• GIVEN MATERIAL:
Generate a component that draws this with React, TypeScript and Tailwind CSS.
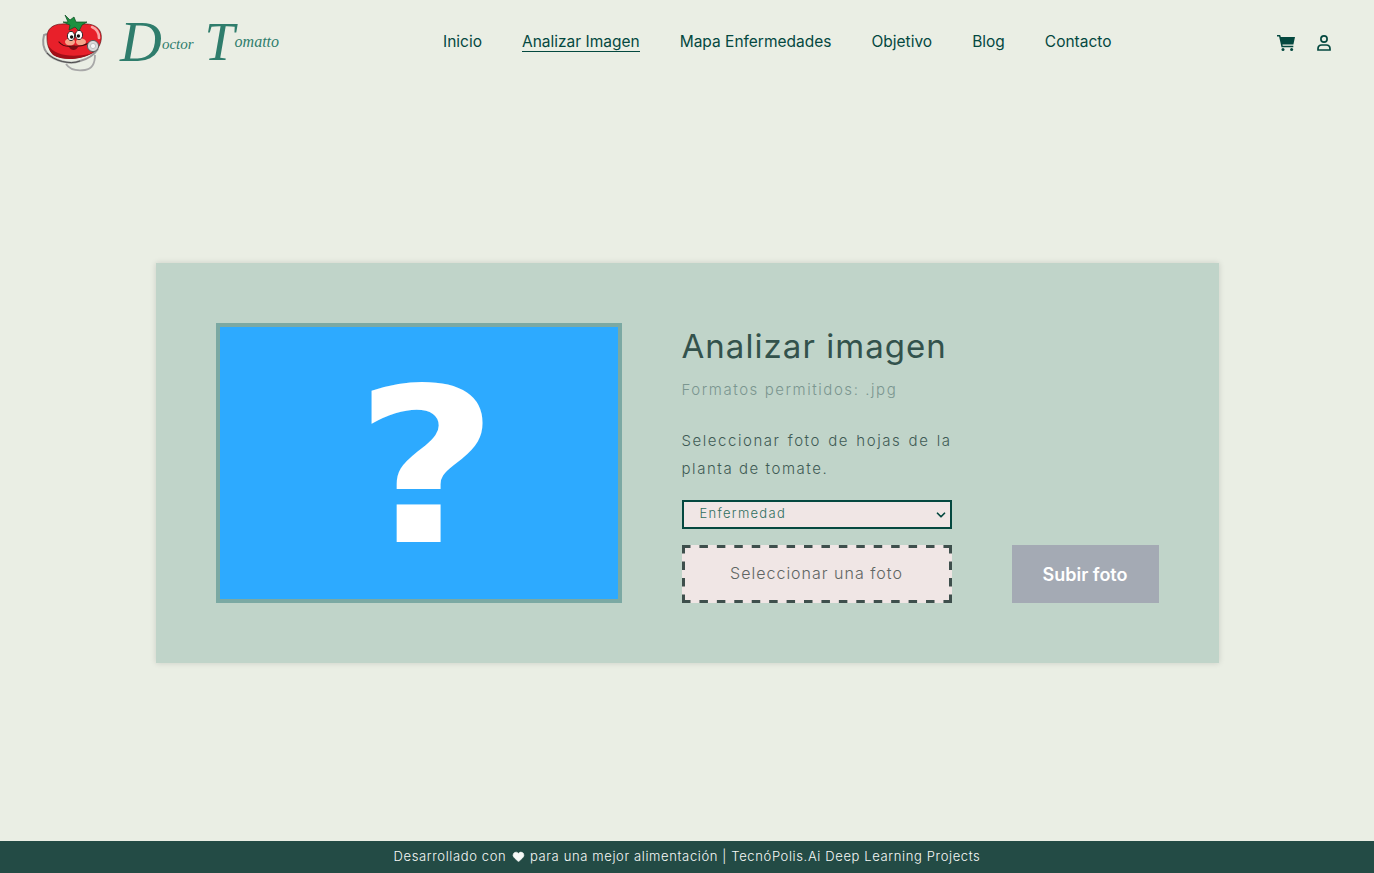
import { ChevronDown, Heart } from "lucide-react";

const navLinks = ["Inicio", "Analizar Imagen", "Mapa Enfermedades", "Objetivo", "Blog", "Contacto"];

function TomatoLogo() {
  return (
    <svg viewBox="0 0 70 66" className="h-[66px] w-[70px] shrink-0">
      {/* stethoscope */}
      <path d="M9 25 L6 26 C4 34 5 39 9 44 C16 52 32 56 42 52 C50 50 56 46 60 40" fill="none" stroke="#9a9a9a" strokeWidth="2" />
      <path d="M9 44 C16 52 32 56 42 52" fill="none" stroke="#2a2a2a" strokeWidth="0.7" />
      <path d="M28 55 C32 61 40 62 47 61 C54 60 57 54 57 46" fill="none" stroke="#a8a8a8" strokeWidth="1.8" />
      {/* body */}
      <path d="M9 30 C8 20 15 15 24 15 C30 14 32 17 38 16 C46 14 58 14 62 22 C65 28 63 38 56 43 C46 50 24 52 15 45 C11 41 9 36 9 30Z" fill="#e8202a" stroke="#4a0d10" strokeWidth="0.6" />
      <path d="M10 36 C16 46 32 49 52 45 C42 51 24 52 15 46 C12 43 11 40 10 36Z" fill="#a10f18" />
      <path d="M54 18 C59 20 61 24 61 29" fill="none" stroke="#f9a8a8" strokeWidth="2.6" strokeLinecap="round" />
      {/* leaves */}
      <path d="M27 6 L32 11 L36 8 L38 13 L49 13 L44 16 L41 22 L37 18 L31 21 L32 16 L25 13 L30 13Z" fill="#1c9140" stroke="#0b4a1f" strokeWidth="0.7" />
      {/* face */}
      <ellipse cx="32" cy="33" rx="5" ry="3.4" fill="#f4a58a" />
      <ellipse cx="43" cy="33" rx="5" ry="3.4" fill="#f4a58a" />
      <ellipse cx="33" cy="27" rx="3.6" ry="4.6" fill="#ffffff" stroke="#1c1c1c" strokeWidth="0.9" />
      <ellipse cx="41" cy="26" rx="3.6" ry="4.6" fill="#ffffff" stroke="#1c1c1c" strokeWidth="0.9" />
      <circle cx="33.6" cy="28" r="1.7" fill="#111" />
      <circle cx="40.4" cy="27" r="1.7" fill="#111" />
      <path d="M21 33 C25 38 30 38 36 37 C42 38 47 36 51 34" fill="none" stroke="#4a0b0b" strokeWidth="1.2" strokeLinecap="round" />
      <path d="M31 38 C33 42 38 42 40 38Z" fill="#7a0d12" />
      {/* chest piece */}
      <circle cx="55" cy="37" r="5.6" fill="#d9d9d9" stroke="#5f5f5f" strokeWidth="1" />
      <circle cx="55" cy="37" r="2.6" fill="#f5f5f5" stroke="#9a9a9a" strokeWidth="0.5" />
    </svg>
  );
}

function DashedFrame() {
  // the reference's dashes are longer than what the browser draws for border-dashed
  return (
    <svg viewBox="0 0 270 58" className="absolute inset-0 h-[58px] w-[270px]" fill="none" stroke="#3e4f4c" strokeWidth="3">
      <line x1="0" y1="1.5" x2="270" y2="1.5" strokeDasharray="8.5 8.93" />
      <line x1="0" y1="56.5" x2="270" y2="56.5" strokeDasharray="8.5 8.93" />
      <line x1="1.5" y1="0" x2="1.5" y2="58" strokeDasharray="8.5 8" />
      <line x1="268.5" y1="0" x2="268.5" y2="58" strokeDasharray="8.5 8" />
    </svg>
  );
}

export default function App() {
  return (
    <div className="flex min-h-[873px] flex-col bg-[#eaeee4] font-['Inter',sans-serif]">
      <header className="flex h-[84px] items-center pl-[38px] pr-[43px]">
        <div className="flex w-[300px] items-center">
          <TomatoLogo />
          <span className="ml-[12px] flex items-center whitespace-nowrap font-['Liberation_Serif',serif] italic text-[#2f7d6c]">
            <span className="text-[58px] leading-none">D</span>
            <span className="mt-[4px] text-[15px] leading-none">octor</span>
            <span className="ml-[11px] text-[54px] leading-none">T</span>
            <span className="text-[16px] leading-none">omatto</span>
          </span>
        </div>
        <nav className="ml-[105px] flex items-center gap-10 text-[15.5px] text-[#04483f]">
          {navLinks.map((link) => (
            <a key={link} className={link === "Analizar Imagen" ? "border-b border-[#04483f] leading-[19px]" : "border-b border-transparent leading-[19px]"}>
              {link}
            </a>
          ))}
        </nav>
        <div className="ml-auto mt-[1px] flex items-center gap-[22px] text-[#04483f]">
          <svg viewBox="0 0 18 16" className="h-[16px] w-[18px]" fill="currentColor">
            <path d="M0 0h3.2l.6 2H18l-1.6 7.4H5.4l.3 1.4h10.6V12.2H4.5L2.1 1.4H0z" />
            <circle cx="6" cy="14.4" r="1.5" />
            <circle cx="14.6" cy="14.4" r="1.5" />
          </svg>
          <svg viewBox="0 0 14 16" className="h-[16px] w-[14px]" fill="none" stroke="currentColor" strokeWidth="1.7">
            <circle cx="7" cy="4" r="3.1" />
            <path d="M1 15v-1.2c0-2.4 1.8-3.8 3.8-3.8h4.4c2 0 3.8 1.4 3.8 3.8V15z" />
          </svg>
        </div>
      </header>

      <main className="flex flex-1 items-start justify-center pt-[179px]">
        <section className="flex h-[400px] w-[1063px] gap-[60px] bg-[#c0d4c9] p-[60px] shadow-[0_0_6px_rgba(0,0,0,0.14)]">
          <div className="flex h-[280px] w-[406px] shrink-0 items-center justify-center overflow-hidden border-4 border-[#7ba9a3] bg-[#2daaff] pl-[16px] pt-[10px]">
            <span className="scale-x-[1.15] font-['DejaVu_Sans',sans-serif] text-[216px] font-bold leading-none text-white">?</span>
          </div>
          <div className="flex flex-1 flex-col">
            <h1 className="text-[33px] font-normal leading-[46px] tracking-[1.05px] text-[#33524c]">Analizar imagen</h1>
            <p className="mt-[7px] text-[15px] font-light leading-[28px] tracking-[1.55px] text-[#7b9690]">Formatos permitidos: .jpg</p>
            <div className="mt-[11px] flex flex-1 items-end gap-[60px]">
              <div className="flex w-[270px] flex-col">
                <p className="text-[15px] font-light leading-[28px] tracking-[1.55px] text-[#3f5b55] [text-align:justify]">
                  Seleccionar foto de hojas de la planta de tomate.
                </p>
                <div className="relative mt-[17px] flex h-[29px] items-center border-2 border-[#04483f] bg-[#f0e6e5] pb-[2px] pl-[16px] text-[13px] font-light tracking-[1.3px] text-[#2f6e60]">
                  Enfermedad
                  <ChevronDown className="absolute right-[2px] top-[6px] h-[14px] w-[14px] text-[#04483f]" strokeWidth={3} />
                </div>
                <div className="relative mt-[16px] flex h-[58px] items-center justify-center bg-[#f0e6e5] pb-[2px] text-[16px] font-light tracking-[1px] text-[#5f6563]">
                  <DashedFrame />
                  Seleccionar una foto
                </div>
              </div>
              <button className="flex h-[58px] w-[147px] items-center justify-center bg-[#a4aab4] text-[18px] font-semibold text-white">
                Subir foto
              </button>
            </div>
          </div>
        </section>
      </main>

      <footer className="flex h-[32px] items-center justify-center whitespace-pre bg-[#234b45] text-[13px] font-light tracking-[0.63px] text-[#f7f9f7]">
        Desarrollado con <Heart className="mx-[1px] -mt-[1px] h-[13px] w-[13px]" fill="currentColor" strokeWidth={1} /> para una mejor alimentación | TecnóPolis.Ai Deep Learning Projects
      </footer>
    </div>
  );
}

• TASK GOAL:
Omit every picture, then repeat the remaining data exactly as it appears above.

• ANSWER TO THIS PROBLEM:
Generate a component that draws this with React, TypeScript and Tailwind CSS.
import { ChevronDown, Heart } from "lucide-react";

const navLinks = ["Inicio", "Analizar Imagen", "Mapa Enfermedades", "Objetivo", "Blog", "Contacto"];

function TomatoLogo() {
  return (
    <svg viewBox="0 0 70 66" className="h-[66px] w-[70px] shrink-0">
      {/* stethoscope */}
      <path d="M9 25 L6 26 C4 34 5 39 9 44 C16 52 32 56 42 52 C50 50 56 46 60 40" fill="none" stroke="#9a9a9a" strokeWidth="2" />
      <path d="M9 44 C16 52 32 56 42 52" fill="none" stroke="#2a2a2a" strokeWidth="0.7" />
      <path d="M28 55 C32 61 40 62 47 61 C54 60 57 54 57 46" fill="none" stroke="#a8a8a8" strokeWidth="1.8" />
      {/* body */}
      <path d="M9 30 C8 20 15 15 24 15 C30 14 32 17 38 16 C46 14 58 14 62 22 C65 28 63 38 56 43 C46 50 24 52 15 45 C11 41 9 36 9 30Z" fill="#e8202a" stroke="#4a0d10" strokeWidth="0.6" />
      <path d="M10 36 C16 46 32 49 52 45 C42 51 24 52 15 46 C12 43 11 40 10 36Z" fill="#a10f18" />
      <path d="M54 18 C59 20 61 24 61 29" fill="none" stroke="#f9a8a8" strokeWidth="2.6" strokeLinecap="round" />
      {/* leaves */}
      <path d="M27 6 L32 11 L36 8 L38 13 L49 13 L44 16 L41 22 L37 18 L31 21 L32 16 L25 13 L30 13Z" fill="#1c9140" stroke="#0b4a1f" strokeWidth="0.7" />
      {/* face */}
      <ellipse cx="32" cy="33" rx="5" ry="3.4" fill="#f4a58a" />
      <ellipse cx="43" cy="33" rx="5" ry="3.4" fill="#f4a58a" />
      <ellipse cx="33" cy="27" rx="3.6" ry="4.6" fill="#ffffff" stroke="#1c1c1c" strokeWidth="0.9" />
      <ellipse cx="41" cy="26" rx="3.6" ry="4.6" fill="#ffffff" stroke="#1c1c1c" strokeWidth="0.9" />
      <circle cx="33.6" cy="28" r="1.7" fill="#111" />
      <circle cx="40.4" cy="27" r="1.7" fill="#111" />
      <path d="M21 33 C25 38 30 38 36 37 C42 38 47 36 51 34" fill="none" stroke="#4a0b0b" strokeWidth="1.2" strokeLinecap="round" />
      <path d="M31 38 C33 42 38 42 40 38Z" fill="#7a0d12" />
      {/* chest piece */}
      <circle cx="55" cy="37" r="5.6" fill="#d9d9d9" stroke="#5f5f5f" strokeWidth="1" />
      <circle cx="55" cy="37" r="2.6" fill="#f5f5f5" stroke="#9a9a9a" strokeWidth="0.5" />
    </svg>
  );
}

function DashedFrame() {
  // the reference's dashes are longer than what the browser draws for border-dashed
  return (
    <svg viewBox="0 0 270 58" className="absolute inset-0 h-[58px] w-[270px]" fill="none" stroke="#3e4f4c" strokeWidth="3">
      <line x1="0" y1="1.5" x2="270" y2="1.5" strokeDasharray="8.5 8.93" />
      <line x1="0" y1="56.5" x2="270" y2="56.5" strokeDasharray="8.5 8.93" />
      <line x1="1.5" y1="0" x2="1.5" y2="58" strokeDasharray="8.5 8" />
      <line x1="268.5" y1="0" x2="268.5" y2="58" strokeDasharray="8.5 8" />
    </svg>
  );
}

export default function App() {
  return (
    <div className="flex min-h-[873px] flex-col bg-[#eaeee4] font-['Inter',sans-serif]">
      <header className="flex h-[84px] items-center pl-[38px] pr-[43px]">
        <div className="flex w-[300px] items-center">
          <TomatoLogo />
          <span className="ml-[12px] flex items-center whitespace-nowrap font-['Liberation_Serif',serif] italic text-[#2f7d6c]">
            <span className="text-[58px] leading-none">D</span>
            <span className="mt-[4px] text-[15px] leading-none">octor</span>
            <span className="ml-[11px] text-[54px] leading-none">T</span>
            <span className="text-[16px] leading-none">omatto</span>
          </span>
        </div>
        <nav className="ml-[105px] flex items-center gap-10 text-[15.5px] text-[#04483f]">
          {navLinks.map((link) => (
            <a key={link} className={link === "Analizar Imagen" ? "border-b border-[#04483f] leading-[19px]" : "border-b border-transparent leading-[19px]"}>
              {link}
            </a>
          ))}
        </nav>
        <div className="ml-auto mt-[1px] flex items-center gap-[22px] text-[#04483f]">
          <svg viewBox="0 0 18 16" className="h-[16px] w-[18px]" fill="currentColor">
            <path d="M0 0h3.2l.6 2H18l-1.6 7.4H5.4l.3 1.4h10.6V12.2H4.5L2.1 1.4H0z" />
            <circle cx="6" cy="14.4" r="1.5" />
            <circle cx="14.6" cy="14.4" r="1.5" />
          </svg>
          <svg viewBox="0 0 14 16" className="h-[16px] w-[14px]" fill="none" stroke="currentColor" strokeWidth="1.7">
            <circle cx="7" cy="4" r="3.1" />
            <path d="M1 15v-1.2c0-2.4 1.8-3.8 3.8-3.8h4.4c2 0 3.8 1.4 3.8 3.8V15z" />
          </svg>
        </div>
      </header>

      <main className="flex flex-1 items-start justify-center pt-[179px]">
        <section className="flex h-[400px] w-[1063px] gap-[60px] bg-[#c0d4c9] p-[60px] shadow-[0_0_6px_rgba(0,0,0,0.14)]">
          <div className="flex h-[280px] w-[406px] shrink-0 items-center justify-center overflow-hidden border-4 border-[#7ba9a3] bg-[#2daaff] pl-[16px] pt-[10px]">
            <span className="scale-x-[1.15] font-['DejaVu_Sans',sans-serif] text-[216px] font-bold leading-none text-white">?</span>
          </div>
          <div className="flex flex-1 flex-col">
            <h1 className="text-[33px] font-normal leading-[46px] tracking-[1.05px] text-[#33524c]">Analizar imagen</h1>
            <p className="mt-[7px] text-[15px] font-light leading-[28px] tracking-[1.55px] text-[#7b9690]">Formatos permitidos: .jpg</p>
            <div className="mt-[11px] flex flex-1 items-end gap-[60px]">
              <div className="flex w-[270px] flex-col">
                <p className="text-[15px] font-light leading-[28px] tracking-[1.55px] text-[#3f5b55] [text-align:justify]">
                  Seleccionar foto de hojas de la planta de tomate.
                </p>
                <div className="relative mt-[17px] flex h-[29px] items-center border-2 border-[#04483f] bg-[#f0e6e5] pb-[2px] pl-[16px] text-[13px] font-light tracking-[1.3px] text-[#2f6e60]">
                  Enfermedad
                  <ChevronDown className="absolute right-[2px] top-[6px] h-[14px] w-[14px] text-[#04483f]" strokeWidth={3} />
                </div>
                <div className="relative mt-[16px] flex h-[58px] items-center justify-center bg-[#f0e6e5] pb-[2px] text-[16px] font-light tracking-[1px] text-[#5f6563]">
                  <DashedFrame />
                  Seleccionar una foto
                </div>
              </div>
              <button className="flex h-[58px] w-[147px] items-center justify-center bg-[#a4aab4] text-[18px] font-semibold text-white">
                Subir foto
              </button>
            </div>
          </div>
        </section>
      </main>

      <footer className="flex h-[32px] items-center justify-center whitespace-pre bg-[#234b45] text-[13px] font-light tracking-[0.63px] text-[#f7f9f7]">
        Desarrollado con <Heart className="mx-[1px] -mt-[1px] h-[13px] w-[13px]" fill="currentColor" strokeWidth={1} /> para una mejor alimentación | TecnóPolis.Ai Deep Learning Projects
      </footer>
    </div>
  );
}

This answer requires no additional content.